Inside the Wigwam

The Wigwam, GOP convention 1860 Chicago(Courtesy of Library of Congress)
Nominating conventions came into being in the 1830s, after Andrew Jackson and his ilk turned party politics into a more egalitarian affair.  The elite caucuses that had once chosen presidential candidates gave way to more inclusive mass gatherings where delegates styled themselves as representatives of the people.  By the time the Republican Party formed in the 1850s, nominating conventions had become significant political events in the life of the country.  Journalists, artists, and photographers documented the appearance and actions of the delegates and the spirit and style of the gatherings.

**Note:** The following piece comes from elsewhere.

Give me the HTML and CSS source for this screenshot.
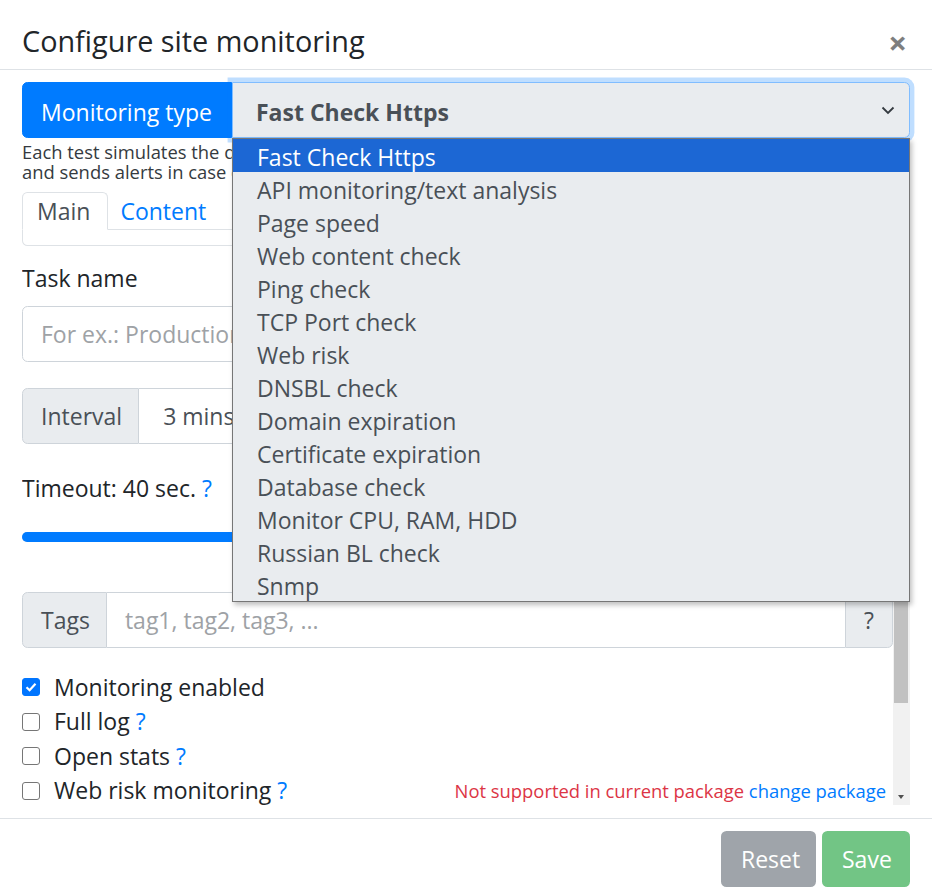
FILE: index.html
```html
<!DOCTYPE html>
<html lang="en">
<head>
<meta charset="utf-8">
<title>Configure site monitoring</title>
<link rel="stylesheet" href="styles.css">
</head>
<body>
<div class="modal">
  <header class="modal-header">
    <h5 class="modal-title">Configure site monitoring</h5>
    <button class="close" type="button">&times;</button>
  </header>

  <div class="modal-body">
    <div class="input-group type-group">
      <span class="group-label primary">Monitoring type</span>
      <div class="select focused">
        <span class="select-value">Fast Check Https</span>
        <svg class="chevron" width="14" height="9" viewBox="0 0 14 9"><path d="M1.5 1.5 L7 7 L12.5 1.5" fill="none" stroke="#343a40" stroke-width="1.8"/></svg>
      </div>
    </div>
    <p class="help">Each test simulates the download of the page by the browser, checks the answer code<br>and sends alerts in case of errors or when the check timeout is exceeded.</p>

    <div class="scroll-wrap">
      <div class="scroll-content">
        <div class="tabs">
          <nav class="nav-tabs">
            <a class="nav-link active">Main</a>
            <a class="nav-link">Content</a>
          </nav>
          <div class="tab-content"></div>
        </div>

        <div class="field">
          <label class="field-label">Task name</label>
          <div class="form-control placeholder">For ex.: Production site</div>
        </div>

        <div class="input-group interval-group">
          <span class="group-label">Interval</span>
          <div class="form-control value">3 mins</div>
        </div>

        <p class="timeout">Timeout: 40 sec. <a class="hint">?</a></p>
        <div class="range"><div class="range-fill"></div></div>

        <div class="input-group tags-group">
          <span class="group-label">Tags</span>
          <div class="form-control placeholder flat">tag1, tag2, tag3, ...</div>
          <span class="group-label append">?</span>
        </div>

        <ul class="checks">
          <li><span class="box checked"><svg width="12" height="10" viewBox="0 0 12 10"><path d="M1.5 5.2 L4.6 8.2 L10.5 1.8" fill="none" stroke="#fff" stroke-width="2.2"/></svg></span>Monitoring enabled</li>
          <li><span class="box"></span>Full log <a class="hint">?</a></li>
          <li><span class="box"></span>Open stats <a class="hint">?</a></li>
          <li><span class="box"></span>Web risk monitoring <a class="hint">?</a>
            <span class="note"><span class="danger">Not supported in current package</span> <a class="link">change package</a></span>
          </li>
        </ul>
      </div>
      <div class="scrollbar">
        <div class="sb-arrow up"></div>
        <div class="sb-thumb"></div>
        <div class="sb-track"></div>
        <div class="sb-arrow down"></div>
      </div>
    </div>

    <ul class="dropdown">
      <li class="selected">Fast Check Https</li>
      <li>API monitoring/text analysis</li>
      <li>Page speed</li>
      <li>Web content check</li>
      <li>Ping check</li>
      <li>TCP Port check</li>
      <li>Web risk</li>
      <li>DNSBL check</li>
      <li>Domain expiration</li>
      <li>Certificate expiration</li>
      <li>Database check</li>
      <li>Monitor CPU, RAM, HDD</li>
      <li>Russian BL check</li>
      <li>Snmp</li>
    </ul>
  </div>

  <footer class="modal-footer">
    <button class="btn btn-secondary" type="button">Reset</button>
    <button class="btn btn-success" type="button">Save</button>
  </footer>
</div>
</body>
</html>
```

FILE: styles.css
```css
* { box-sizing: border-box; }

html, body {
  margin: 0;
  background: #fff;
}

body {
  font-family: "Open Sans", "Noto Sans", "Liberation Sans", sans-serif;
  font-size: 23px;
  line-height: 33px;
  color: #212529;
}

.modal {
  width: 932px;
  height: 894px;
  display: flex;
  flex-direction: column;
  overflow: hidden;
}

.modal > * { flex-shrink: 0; }

/* header */
.modal-header {
  height: 70px;
  border-bottom: 1px solid #dee2e6;
  display: flex;
  align-items: center;
  justify-content: space-between;
  padding: 12px 22px 0 22px;
}

.modal-title {
  margin: 0;
  font-size: 28.8px;
  font-weight: 500;
  line-height: 41px;
  color: #212529;
}

.close {
  border: 0;
  background: none;
  padding: 0;
  margin: 4px 3px 0 0;
  font-family: inherit;
  font-size: 33px;
  font-weight: 700;
  line-height: 33px;
  color: #000;
  opacity: .5;
}

/* body */
.modal-body {
  position: relative;
  padding: 12px 22px 0 22px;
}

.input-group {
  display: flex;
  height: 56px;
}

.group-label {
  display: flex;
  align-items: center;
  padding: 0 16px 0 18px;
  background: #e9ecef;
  border: 1px solid #ced4da;
  color: #495057;
  border-radius: 5.5px 0 0 5.5px;
  white-space: nowrap;
}

.group-label.primary {
  background: #007bff;
  border-color: #007bff;
  color: #fff;
  width: 210px;
  padding-top: 4px;
}

.group-label.append {
  border-radius: 0 5.5px 5.5px 0;
  width: 48px;
  justify-content: center;
  padding: 0;
}

.select {
  flex: 1;
  display: flex;
  align-items: center;
  justify-content: space-between;
  padding: 4px 14px 0 23px;
  background: #e9ecef;
  border: 1px solid #ced4da;
  border-radius: 0 5.5px 5.5px 0;
  color: #495057;
  font-weight: 700;
}

.select .chevron { margin-top: -4px; }

.select.focused {
  border-color: #80bdff;
  box-shadow: 0 0 0 4.4px rgba(0, 123, 255, .25);
}

.help {
  margin: 4px 0 0 0;
  font-size: 18.4px;
  line-height: 20px;
  color: #343a40;
}

/* scrolling part of the form */
.scroll-wrap {
  display: flex;
  height: 623px;
}

.scroll-content {
  flex: 1;
  overflow: hidden;
  min-width: 0;
}

.scrollbar {
  width: 17px;
  display: flex;
  flex-direction: column;
  background: #f1f1f1;
}

.sb-arrow { height: 17px; position: relative; }
.sb-arrow::after {
  content: "";
  position: absolute;
  left: 5px;
  top: 7px;
  border-left: 3.5px solid transparent;
  border-right: 3.5px solid transparent;
}
.sb-arrow.up::after { border-bottom: 4px solid #a3a3a3; }
.sb-arrow.down::after { border-top: 4px solid #505050; }

.sb-thumb {
  height: 504px;
  margin: 0 2px 0 1px;
  background: #c1c1c1;
}

.sb-track { flex: 1; }

/* tabs */
.tabs { margin-top: 10px; }

.nav-tabs {
  display: flex;
  border-bottom: 1px solid #dee2e6;
}

.nav-link {
  padding: 5px 14px 5px 11px;
  line-height: 26px;
  border: 1px solid transparent;
  margin-bottom: -1px;
  color: #007bff;
}

.nav-link.active {
  padding: 5px 17px 5px 14px;
  color: #495057;
  border-color: #dee2e6 #dee2e6 #fff;
  border-radius: 5.5px 5.5px 0 0;
  background: #fff;
}

.tab-content {
  height: 16px;
  border: 1px solid #dee2e6;
  border-top: 0;
  border-radius: 0 0 5.5px 5.5px;
}

/* fields */
.field { margin-top: 16px; }

.field-label {
  display: block;
  margin-bottom: 11px;
}

.form-control {
  height: 56px;
  display: flex;
  align-items: center;
  padding: 0 18px;
  border: 1px solid #ced4da;
  border-radius: 5.5px;
  flex: 1;
}

.form-control.placeholder { color: #9ea2a6; }
.form-control.value { color: #495057; padding-left: 24px; }

.input-group .form-control {
  border-left: 0;
  border-radius: 0 5.5px 5.5px 0;
}

.input-group .form-control.flat { border-radius: 0; border-right: 0; }

.interval-group { margin-top: 26px; }

.timeout { margin: 28px 0 0 0; }

.hint, .link { color: #007bff; }

.range {
  margin-top: 27px;
  height: 10px;
  border-radius: 5px;
  background: #dee2e6;
  overflow: hidden;
}

.range-fill {
  width: 60%;
  height: 100%;
  background: #007bff;
}

.tags-group { margin-top: 50px; }

/* checkboxes */
.checks {
  list-style: none;
  margin: 22px 0 0 0;
  padding: 0;
}

.checks li {
  display: flex;
  align-items: center;
  height: 34.5px;
}

.box {
  width: 18px;
  height: 18px;
  margin-right: 14px;
  border: 1.5px solid #767676;
  border-radius: 3px;
  display: flex;
  align-items: center;
  justify-content: center;
  flex: 0 0 auto;
}

.box.checked {
  background: #0075ff;
  border-color: #0075ff;
}

.checks .hint { margin-left: 6px; }

.note {
  margin-left: auto;
  margin-right: 7px;
  font-size: 18.4px;
}

.danger { color: #dc3545; }

/* open select list */
.dropdown {
  position: absolute;
  left: 232px;
  top: 68px;
  width: 678px;
  margin: 0;
  padding: 0;
  list-style: none;
  background: #e9ecef;
  border: 1px solid #767676;
  box-shadow: 2px 3px 5px rgba(0, 0, 0, .25);
  color: #495057;
}

.dropdown li {
  height: 33px;
  line-height: 33px;
  padding: 2px 0 0 24px;
}

.dropdown li.selected {
  background: #1c67d4;
  color: #fff;
}

/* footer */
.modal-footer {
  margin-top: 13px;
  border-top: 1px solid #dee2e6;
  display: flex;
  justify-content: flex-end;
  gap: 6px;
  padding: 12px 22px;
}

.btn {
  height: 56px;
  padding: 0 20px;
  border: 0;
  border-radius: 5.5px;
  font-family: inherit;
  font-size: 23px;
  color: #fff;
  opacity: .65;
}

.btn-secondary { background: #6c757d; width: 95px; }
.btn-success { background: #28a745; width: 88px; }
```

This particular artist’s drawing shows the meeting of the Republican Party in Chicago in 1860, when the young anti-slavery party nominated Abraham Lincoln for the presidency.  The Republicans went to the trouble to build a special hall for the convention, a vast domed wooden structure that they called the Wigwam.  (It stood at the corner of Lake and Wacker and was reportedly destroyed by fire in the late 1860s.)   Notably, the illustration shows a mainly female audience crowding the galleries to follow the proceedings.  (Women would not gain the right to vote until 1920.)

Faced with the likelihood that the federal government would sanction the spread of slavery into the West and strengthen its legal underpinnings everywhere in the US, those participating in the Republican convention believed it to be an event ‘on which the most momentous results are depending.’  ‘No body of men of equal number,’ the convention chair proclaimed, ‘was ever clothed with greater responsibility than those now within the hearing of my voice.’

The Republicans, though only a northern regional party, were intent on dislodging the dominant Democratic Party, which they did that November, against all odds.

Image from this source.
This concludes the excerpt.